Los trabajadores vuelven del almuerzo y él apenas ha recorrido tres pisos del grande edificio. Frente al ingeniero de la construcción, esparce cientos de clavos en la tierra para dejarle los nuevos y llevarse los viejos, como habían acordado. El canoso hombre se despide de todos y sus obras de arte empiezan a construirse en su imaginación. Obras aclamadas por muchos y criticadas por otros pero que sirven para que don César Gualotuña, apodado el “esclavo del clavo”, y su esposa, Zabira Zapata, alimenten, vistan y eduquen a sus cinco hijos: Fernando, Cléber, Mirian, Janeth y Mayra.
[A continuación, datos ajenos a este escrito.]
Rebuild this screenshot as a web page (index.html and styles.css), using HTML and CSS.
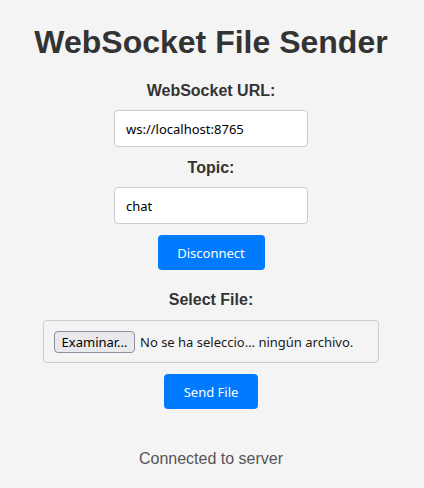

Fue despedido de una empresa donde laboraba por más de diez años como mensajero por haberle respondido al “jefe”. Ahora, y luego de veinte años de dedicarse a soldar clavos, ha decorado las habitaciones de cientos de personas que utilizan su servicio. Marcos para fotos, espejos, chimeneas, puertas, ventanas y pinturas, han sido su fuerte, sin embargo, la creatividad le ha llevado a elaborar lámparas y hasta candelabros. “Yo recojo todos los clavos que estén torcidos, que hayan sido mal clavados. Realizo una maqueta para dar forma al trabajo solicitado y luego, con mucha precaución, sueldo cada uno de ellos. Espero de 15 a 20 minutos para que se enfríen, limpio los desperdicios de la suelda con el cepillo de cerrajero y les pinto”, dice César Gualotuña.
Los marcos cuestan de 10 a 20 dólares, y las lámparas y candelabros de 25 a 35 dólares, dependiendo del tamaño. Hay temporadas que tiene trabajo, hay otras que no, pero siempre recorre edificios y casas en construcción para recoger la vida de sus hijos. “Si uno es esclavo de su propio trabajo, bienvenido sea. De lo contrario, a los explotadores de las empresas habría que clavarles el clavo…” dice con una risa que es contagiosa pero llena de rabia.